Excerpt from a dataset:
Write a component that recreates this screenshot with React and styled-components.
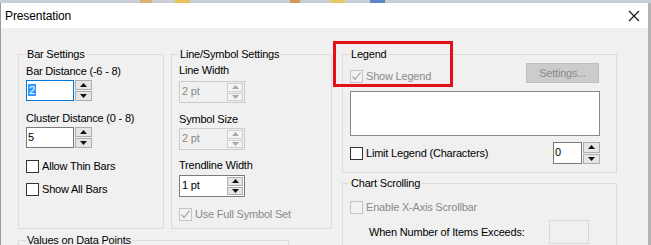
import React from "react";
import styled, { createGlobalStyle } from "styled-components";

const GlobalStyle = createGlobalStyle`
  html, body {
    margin: 0;
    padding: 0;
    background: #f0f0f0;
  }
  body {
    width: 651px;
    height: 245px;
    overflow: hidden;
    font-family: "Liberation Sans", Arial, sans-serif;
    font-size: 11px;
    letter-spacing: -0.2px;
    color: #000;
  }
`;

const Screen = styled.div`
  width: 651px;
  height: 245px;
  display: flex;
  flex-direction: column;
  overflow: hidden;
`;

/* leftovers of the host app's toolbar peeking above the dialog */
const TopStrip = styled.div`
  height: 3px;
  flex: none;
  background: linear-gradient(
    90deg,
    #c9ced6 0 140px,
    #d8b36a 140px 152px,
    #c9ced6 152px 175px,
    #e6c45c 175px 190px,
    #c9ced6 190px 290px,
    #d39a55 290px 300px,
    #c9ced6 300px 330px,
    #e2c96a 330px 345px,
    #c9ced6 345px 370px,
    #5c86c8 370px 385px,
    #c9ced6 385px 100%
  );
`;

const Window = styled.div`
  flex: 1;
  display: flex;
  flex-direction: column;
  border-left: 1px solid #9a9a9a;
  border-right: 3px solid #b4b4b4;
  background: #f0f0f0;
  overflow: hidden;
`;

const TitleBar = styled.div`
  height: 25px;
  flex: none;
  background: #fff;
  display: flex;
  align-items: center;
  justify-content: space-between;
  padding: 0 8px 0 4px;
`;

const Title = styled.span`
  font-size: 12px;
  letter-spacing: -0.1px;
`;

const Body = styled.div`
  flex: 1;
  display: flex;
  gap: 10px;
  padding: 19px 0 0 17px;
  overflow: hidden;
`;

const Column = styled.div`
  display: flex;
  flex-direction: column;
  gap: ${(p) => p.$gap}px;
  position: relative;
  flex: none;
`;

const Row = styled.div`
  display: flex;
  gap: 7px;
`;

const Group = styled.fieldset`
  margin: 0;
  padding: 0 ${(p) => p.$pr ?? 7}px ${(p) => p.$pb ?? 0}px 7px;
  border: 1px solid #dcdcdc;
  min-width: 0;
  box-sizing: border-box;
  width: ${(p) => p.$w}px;
  height: ${(p) => (p.$h ? `${p.$h}px` : "auto")};
  flex: none;
`;

const Caption = styled.legend`
  padding: 0 1px;
  line-height: 14px;
`;

const Stack = styled.div`
  display: flex;
  flex-direction: column;
  align-items: flex-start;
`;

const Label = styled.div`
  line-height: 14px;
  margin-top: ${(p) => p.$mt ?? 0}px;
  margin-left: ${(p) => p.$ml ?? 0}px;
  color: ${(p) => (p.$disabled ? "#8a8a8a" : "#000")};
  white-space: nowrap;
`;

/* ---------- spin (up/down) controls ---------- */

const SpinWrap = styled.div`
  display: flex;
  height: ${(p) => p.$h}px;
  margin-top: ${(p) => p.$mt ?? 0}px;
  flex: none;
`;

const Edit = styled.div`
  width: ${(p) => p.$w}px;
  box-sizing: border-box;
  border: 1px solid ${(p) => (p.$focus ? "#0078d7" : "#7a7a7a")};
  background: #fff;
  padding: 2px 1px;
  line-height: 15px;
`;

const Selected = styled.span`
  background: #3399ff;
  color: #fff;
  padding: 0 1px;
`;

const SpinCol = styled.div`
  width: 17px;
  margin-left: 1px;
  display: flex;
  flex-direction: column;
  gap: 1px;
`;

const SpinBtn = styled.div`
  flex: 1;
  box-sizing: border-box;
  border: 1px solid ${(p) => (p.$disabled ? "#cfcfcf" : "#adadad")};
  background: ${(p) => (p.$disabled ? "#f4f4f4" : "#e5e5e5")};
  display: flex;
  align-items: center;
  justify-content: center;
`;

const Combo = styled.div`
  width: 66px;
  height: 22px;
  margin-top: ${(p) => p.$mt ?? 0}px;
  box-sizing: border-box;
  border: 1px solid ${(p) => (p.$disabled ? "#cccccc" : "#7a7a7a")};
  background: ${(p) => (p.$disabled ? "#f0f0f0" : "#fff")};
  display: flex;
  padding: 1px;
  gap: 2px;
`;

const ComboText = styled.div`
  flex: 1;
  padding-left: 1px;
  line-height: 17px;
  color: ${(p) => (p.$disabled ? "#8a8a8a" : "#000")};
`;

const InnerSpin = styled.div`
  width: 16px;
  display: flex;
  flex-direction: column;
  gap: 1px;
`;

const Arrow = ({ up, disabled }) => (
  <svg width="7" height="4" viewBox="0 0 7 4">
    <polygon
      points={up ? "0,4 7,4 3.5,0" : "0,0 7,0 3.5,4"}
      fill={disabled ? "#a8a8a8" : "#111"}
    />
  </svg>
);

const Spinner = ({ value, width, focus, mt, h = 21 }) => (
  <SpinWrap $h={h} $mt={mt}>
    <Edit $w={width} $focus={focus}>
      {focus ? <Selected>{value}</Selected> : value}
    </Edit>
    <SpinCol>
      <SpinBtn>
        <Arrow up />
      </SpinBtn>
      <SpinBtn>
        <Arrow />
      </SpinBtn>
    </SpinCol>
  </SpinWrap>
);

const PtSpinner = ({ value, disabled, mt }) => (
  <Combo $disabled={disabled} $mt={mt}>
    <ComboText $disabled={disabled}>{value}</ComboText>
    <InnerSpin>
      <SpinBtn $disabled={disabled}>
        <Arrow up disabled={disabled} />
      </SpinBtn>
      <SpinBtn $disabled={disabled}>
        <Arrow disabled={disabled} />
      </SpinBtn>
    </InnerSpin>
  </Combo>
);

/* ---------- checkbox ---------- */

const CheckRow = styled.div`
  display: flex;
  align-items: center;
  gap: 3px;
  line-height: 14px;
  margin-top: ${(p) => p.$mt ?? 0}px;
  color: ${(p) => (p.$disabled ? "#8a8a8a" : "#000")};
  white-space: nowrap;
`;

const Box = styled.span`
  width: 13px;
  height: 13px;
  box-sizing: border-box;
  flex: none;
  border: 1px solid ${(p) => (p.$disabled ? "#c4c4c4" : "#333")};
  background: ${(p) => (p.$disabled ? "#f2f2f2" : "#fff")};
  display: flex;
  align-items: center;
  justify-content: center;
`;

const Check = ({ label, checked, disabled, mt }) => (
  <CheckRow $mt={mt} $disabled={disabled}>
    <Box $disabled={disabled}>
      {checked && (
        <svg width="11" height="11" viewBox="0 0 11 11">
          <polyline
            points="1.5,5.5 4,8.5 9.5,1.5"
            fill="none"
            stroke={disabled ? "#a6a6a6" : "#000"}
            strokeWidth="1.2"
          />
        </svg>
      )}
    </Box>
    {label}
  </CheckRow>
);

/* ---------- legend group parts ---------- */

const SpreadRow = styled.div`
  display: flex;
  justify-content: space-between;
  align-items: ${(p) => p.$align ?? "center"};
  margin-top: ${(p) => p.$mt ?? 0}px;
  align-self: stretch;
`;

const Button = styled.div`
  width: 73px;
  height: 20px;
  box-sizing: border-box;
  border: 1px solid #bfbfbf;
  background: #cccccc;
  color: #8a8a8a;
  display: flex;
  align-items: center;
  justify-content: center;
  margin-right: 1px;
`;

const ListBox = styled.div`
  align-self: stretch;
  height: 45px;
  margin-top: 8px;
  box-sizing: border-box;
  border: 1px solid #828790;
  background: #fff;
`;

const DisabledEdit = styled.div`
  width: 40px;
  height: 24px;
  box-sizing: border-box;
  border: 1px solid #d9d9d9;
  background: #f0f0f0;
  margin-left: auto;
  margin-right: 11px;
`;

const ExceedRow = styled.div`
  display: flex;
  align-items: center;
  align-self: stretch;
  margin-top: 6px;
`;

const Highlight = styled.div`
  position: absolute;
  left: -9px;
  top: -6px;
  width: 120px;
  height: 46px;
  box-sizing: border-box;
  border: 3px solid #e3101b;
  pointer-events: none;
`;

export default function App() {
  return (
    <Screen>
      <GlobalStyle />
      <TopStrip />
      <Window>
        <TitleBar>
          <Title>Presentation</Title>
          <svg width="12" height="12" viewBox="0 0 12 12">
            <path d="M1 1 L11 11 M11 1 L1 11" stroke="#111" strokeWidth="1.1" />
          </svg>
        </TitleBar>
        <Body>
          <Column $gap={4}>
            <Row>
              <Group $w={146} $h={182}>
                <Caption>Bar Settings</Caption>
                <Stack>
                  <Label $mt={3}>Bar Distance (-6 - 8)</Label>
                  <Spinner value="2" width={48} focus mt={2} />
                  <Label $mt={10}>Cluster Distance (0 - 8)</Label>
                  <Spinner value="5" width={48} mt={2} />
                  <Check label="Allow Thin Bars" mt={11} />
                  <Check label="Show All Bars" mt={9} />
                </Stack>
              </Group>
              <Group $w={161} $h={182}>
                <Caption>Line/Symbol Settings</Caption>
                <Stack>
                  <Label $mt={2}>Line Width</Label>
                  <PtSpinner value="2 pt" disabled mt={4} />
                  <Label $mt={9}>Symbol Size</Label>
                  <PtSpinner value="2 pt" disabled mt={2} />
                  <Label $mt={8}>Trendline Width</Label>
                  <PtSpinner value="1 pt" mt={3} />
                  <Check label="Use Full Symbol Set" checked disabled mt={10} />
                </Stack>
              </Group>
            </Row>
            <Group $w={271} $h={60}>
              <Caption>Values on Data Points</Caption>
            </Group>
          </Column>
          <Column $gap={3}>
            <Group $w={275} $pr={16} $pb={8}>
              <Caption>Legend</Caption>
              <Stack>
                <SpreadRow $mt={2} $align="flex-start">
                  <Check label="Show Legend" checked disabled mt={6} />
                  <Button>Settings...</Button>
                </SpreadRow>
                <ListBox />
                <SpreadRow $mt={6}>
                  <Check label="Limit Legend (Characters)" />
                  <Spinner value="0" width={29} h={22} />
                </SpreadRow>
              </Stack>
            </Group>
            <Group $w={275} $h={100} $pr={16}>
              <Caption>Chart Scrolling</Caption>
              <Stack>
                <Check label="Enable X-Axis Scrollbar" disabled mt={10} />
                <ExceedRow>
                  <Label $ml={19}>When Number of Items Exceeds:</Label>
                  <DisabledEdit />
                </ExceedRow>
              </Stack>
            </Group>
            <Highlight />
          </Column>
        </Body>
      </Window>
    </Screen>
  );
}
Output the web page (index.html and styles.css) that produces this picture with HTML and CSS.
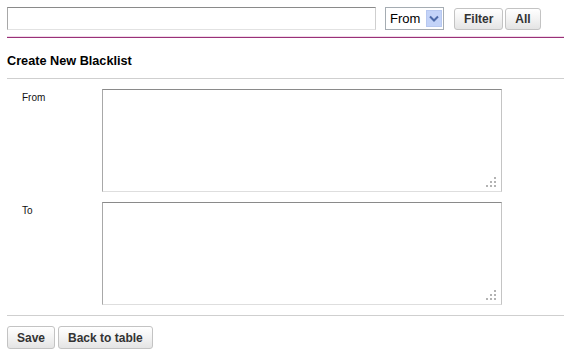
FILE: index.html
```html
<!DOCTYPE html>
<html lang="en">
<head>
    <meta charset="UTF-8">
    <meta name="viewport" content="width=device-width, initial-scale=1.0">
    <title>Blacklist</title>
    <link rel="stylesheet" href="styles.css">
</head>
<body>
    <div class="toolbar">
        <input type="text" class="search" id="search">
        <span class="select-wrap">
            <select class="select" id="field">
                <option>From</option>
                <option>To</option>
            </select>
            <svg class="select-arrow" width="16" height="17" viewBox="0 0 16 17">
                <rect x="0.5" y="0.5" width="15" height="16" fill="#c3d3f8" stroke="#b7c8f0"/>
                <path d="M4 6.5 L8 10.5 L12 6.5" fill="none" stroke="#4d6aa8" stroke-width="2"/>
            </svg>
        </span>
        <button class="btn btn-filter">Filter</button>
        <button class="btn">All</button>
    </div>
    <div class="rule-purple"></div>

    <h2 class="section-title">Create New Blacklist</h2>

    <div class="form">
        <div class="form-row">
            <label class="form-label" for="from">From</label>
            <span class="area-wrap">
                <textarea id="from" class="area"></textarea>
                <svg class="grip" width="10" height="10" viewBox="0 0 10 10">
                    <rect x="8" y="0" width="2" height="2"/>
                    <rect x="4" y="4" width="2" height="2"/>
                    <rect x="8" y="4" width="2" height="2"/>
                    <rect x="0" y="8" width="2" height="2"/>
                    <rect x="4" y="8" width="2" height="2"/>
                    <rect x="8" y="8" width="2" height="2"/>
                </svg>
            </span>
        </div>
        <div class="form-row">
            <label class="form-label" for="to">To</label>
            <span class="area-wrap">
                <textarea id="to" class="area"></textarea>
                <svg class="grip" width="10" height="10" viewBox="0 0 10 10">
                    <rect x="8" y="0" width="2" height="2"/>
                    <rect x="4" y="4" width="2" height="2"/>
                    <rect x="8" y="4" width="2" height="2"/>
                    <rect x="0" y="8" width="2" height="2"/>
                    <rect x="4" y="8" width="2" height="2"/>
                    <rect x="8" y="8" width="2" height="2"/>
                </svg>
            </span>
        </div>
    </div>

    <div class="actions">
        <button class="btn">Save</button>
        <button class="btn">Back to table</button>
    </div>
</body>
</html>
```

FILE: styles.css
```css
body {
    font-family: "Liberation Sans", Arial, sans-serif;
    margin: 7px 0 0 7px;
    background: #fff;
    color: #000;
}
.toolbar {
    display: flex;
    align-items: center;
    height: 23px;
    margin-bottom: 6px;
}
.search {
    box-sizing: border-box;
    width: 369px;
    height: 23px;
    margin: 0;
    padding: 2px 4px;
    border: 1px solid;
    border-color: #8a8a8a #cfcfcf #e2e2e2 #a8a8a8;
    font: 13px "Liberation Sans", Arial, sans-serif;
    outline: none;
}
.select-wrap {
    position: relative;
    display: inline-block;
    margin-left: 9px;
    height: 23px;
}
.select {
    box-sizing: border-box;
    width: 59px;
    height: 23px;
    margin: 0;
    padding: 0 0 0 4px;
    border: 1px solid #a5acb2;
    border-radius: 0;
    background: #fff;
    font: 13px "Liberation Sans", Arial, sans-serif;
    color: #000;
    appearance: none;
    -webkit-appearance: none;
    outline: none;
}
.select-arrow {
    position: absolute;
    right: 2px;
    top: 3px;
    pointer-events: none;
}
.btn {
    box-sizing: border-box;
    height: 22px;
    margin: 0;
    padding: 0 9px;
    border: 1px solid #c3c3c3;
    border-radius: 3px;
    background: linear-gradient(#ffffff, #f4f4f4 45%, #e4e4e4);
    font: bold 12px "Liberation Sans", Arial, sans-serif;
    color: #333;
    cursor: pointer;
}
.btn + .btn {
    margin-left: 2px;
}
.btn-filter {
    margin-left: 10px;
}
.rule-purple {
    border-top: 1px solid #f1d9e8;
    border-bottom: 1px solid #993178;
}
.section-title {
    margin: 16px 0 0;
    padding: 0 0 9px;
    font-size: 12.7px;
    line-height: 15px;
    font-weight: bold;
    border-bottom: 1px solid #cfcfcf;
}
.form {
    padding: 10px 0 10px;
    border-bottom: 1px solid #cfcfcf;
}
.form-row {
    display: flex;
    padding-left: 15px;
}
.form-row + .form-row {
    margin-top: 10px;
}
.form-label {
    width: 80px;
    padding-top: 3px;
    font-size: 10px;
    line-height: 12px;
    color: #111;
}
.area-wrap {
    position: relative;
    display: block;
    line-height: 0;
}
.area {
    box-sizing: border-box;
    display: block;
    width: 400px;
    height: 103px;
    margin: 0;
    padding: 2px;
    border: 1px solid;
    border-color: #8a8a8a #c4c4c4 #dedede #a8a8a8;
    resize: none;
    outline: none;
    font: 12px "Liberation Sans", Arial, sans-serif;
}
.grip {
    position: absolute;
    right: 6px;
    bottom: 5px;
    fill: #b3b3b3;
    pointer-events: none;
}
.actions {
    display: flex;
    padding-top: 10px;
}
.actions .btn {
    height: 23px;
}
.actions .btn + .btn {
    margin-left: 3px;
}
```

> What needs to be done: Write down only how many lines in the listing contain the word "that".

> Problem solution: 2